Tindakan orang Samaria itu mengajak kita untuk selalu sadar bahwa kita wajib berbuat kasih terhadap sesama. Sesama kita adalah mereka yang berada di sekitar kita dalam kondisi apa pun. Mungkin kebanyakan dari kita lebih mudah untuk berbuat baik kepada saudara-saudari sendiri, sahabat, atau orang-orang yang sekelompok, seagama, atau sedaerah. Jika demikian, bagaimana dengan mereka yang berada di luar lingkungan kita?

Yang dilakukan oleh orang Samaria itu dapat kita jadikan tolok ukur. Ia tidak sekadar membantu, tetapi juga memastikan bahwa bantuan itu secara efektif sampai kepada yang dibantu.
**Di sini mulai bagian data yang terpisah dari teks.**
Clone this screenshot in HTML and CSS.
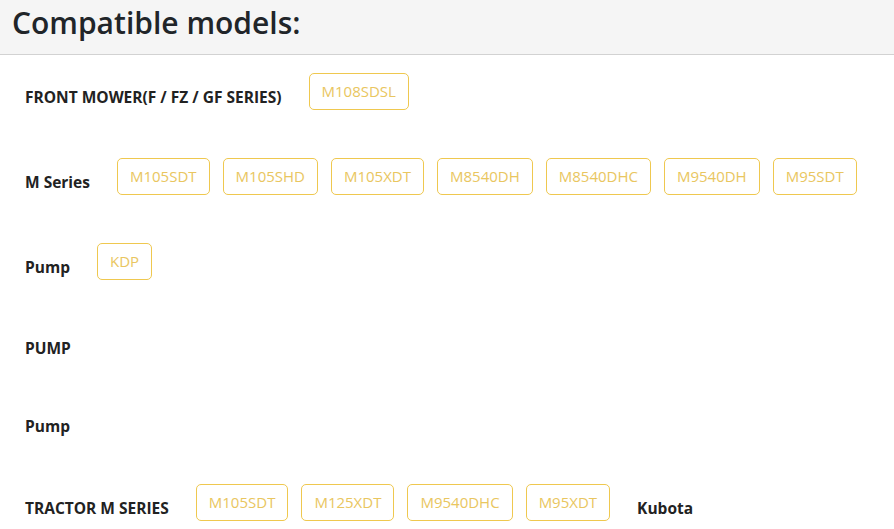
FILE: index.html
```html
<!DOCTYPE html>
<html lang="en">
<head>
  <meta charset="UTF-8">
  <meta name="viewport" content="width=device-width, initial-scale=1.0">
  <title>Compatible models</title>
  <link rel="stylesheet" href="styles.css">
</head>
<body>
  <div class="header">
    <h2>Compatible models:</h2>
  </div>
  <div class="models">
    <div class="row">
      <span class="label">FRONT MOWER(F / FZ / GF SERIES)</span>
      <a class="model">M108SDSL</a>
    </div>
    <div class="row">
      <span class="label">M Series</span>
      <a class="model">M105SDT</a>
      <a class="model">M105SHD</a>
      <a class="model">M105XDT</a>
      <a class="model">M8540DH</a>
      <a class="model">M8540DHC</a>
      <a class="model">M9540DH</a>
      <a class="model">M95SDT</a>
    </div>
    <div class="row">
      <span class="label">Pump</span>
      <a class="model">KDP</a>
    </div>
    <div class="row">
      <span class="label">PUMP</span>
    </div>
    <div class="row">
      <span class="label">Pump</span>
    </div>
    <div class="row">
      <span class="label">TRACTOR M SERIES</span>
      <a class="model">M105SDT</a>
      <a class="model">M125XDT</a>
      <a class="model">M9540DHC</a>
      <a class="model">M95XDT</a>
      <span class="label next">Kubota</span>
    </div>
  </div>
</body>
</html>
```

FILE: styles.css
```css
body {
  margin: 0;
  font-family: "Open Sans", Arial, sans-serif;
  color: #222;
  background: #fff;
}
.header {
  height: 54px;
  padding: 0 12px;
  background-color: #f5f5f5;
  border-bottom: 1px solid #d2d2d2;
}
.header h2 {
  margin: 0;
  font-size: 30px;
  font-weight: 600;
  line-height: 46px;
  color: #212529;
}
.models {
  padding: 18px 0 0 25px;
}
.row {
  display: flex;
  align-items: center;
  gap: 13px;
  margin-bottom: 48px;
}
.label {
  padding-top: 10px;
  margin-right: 14px;
  font-size: 15.5px;
  font-weight: 700;
  line-height: 20px;
  color: #222;
}
.label.next {
  margin-left: 14px;
}
.model {
  height: 37px;
  box-sizing: border-box;
  padding: 0 12px;
  border: 1px solid #efc84f;
  border-radius: 5px;
  font-size: 15px;
  line-height: 35px;
  color: #e9c660;
  cursor: pointer;
}
.model:hover {
  background-color: #fdf6e0;
}
```
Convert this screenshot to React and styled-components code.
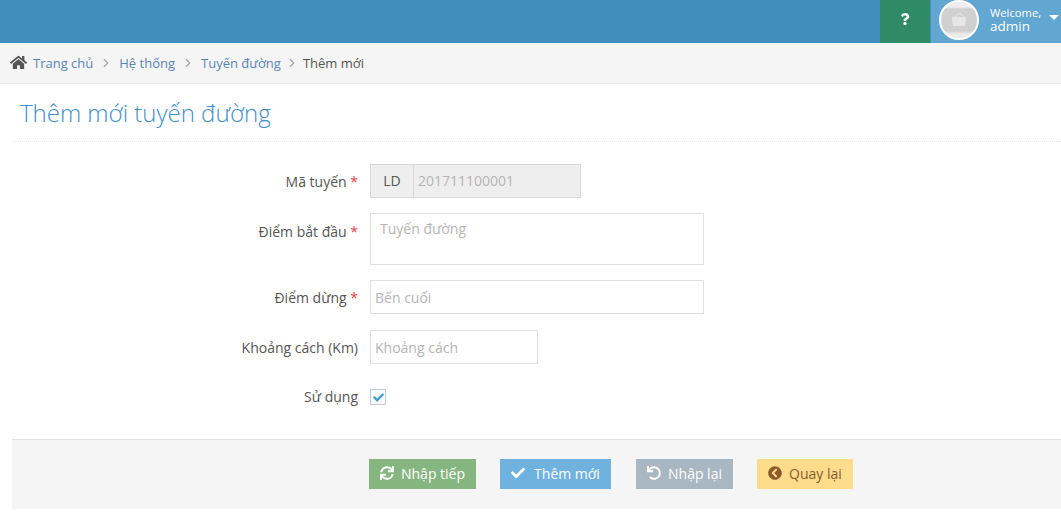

Setelah mengetahui apa saja yang diperlukan oleh orang yang hendak dibantunya, ia pun lalu memberikannya dengan senang hati. Inilah bentuk efektivitas bantuan yang tepat sasaran. Orang Samaria itu menunjukkan bagaimana ia langsung tergerak oleh belas kasihan tanpa pandang bulu: Ia merawat luka-luka orang itu dengan penuh perhatian, menyediakan angkutan, uang, dan tempat penginapan; ia memberi jaminan kepadanya sampai sungguh-sungguh pulih. Bantuan yang konkret dan sesuai dengan kebutuhan sungguh mendatangkan sukacita bagi pihak yang ditolong.

Hati yang tergerak oleh belas kasihan mendorong kita untuk semakin peka akan orang-orang yang membutuhkan pertolongan. Belas kasihan adalah “sarana yang mujarab” dalam relasi dengan sesama. Dengan itu, kita akan melihat sesama sebagai pribadi yang perlu dijaga, sebab kita dan mereka bertumbuh bersama. Belas kasihan membuat kita tergerak untuk peduli terhadap penderitaan orang lain. Belas kasihan adalah pintu menuju persahabatan sejati, kendati kita berasal dari suku, bangsa, dan agama yang berbeda-beda.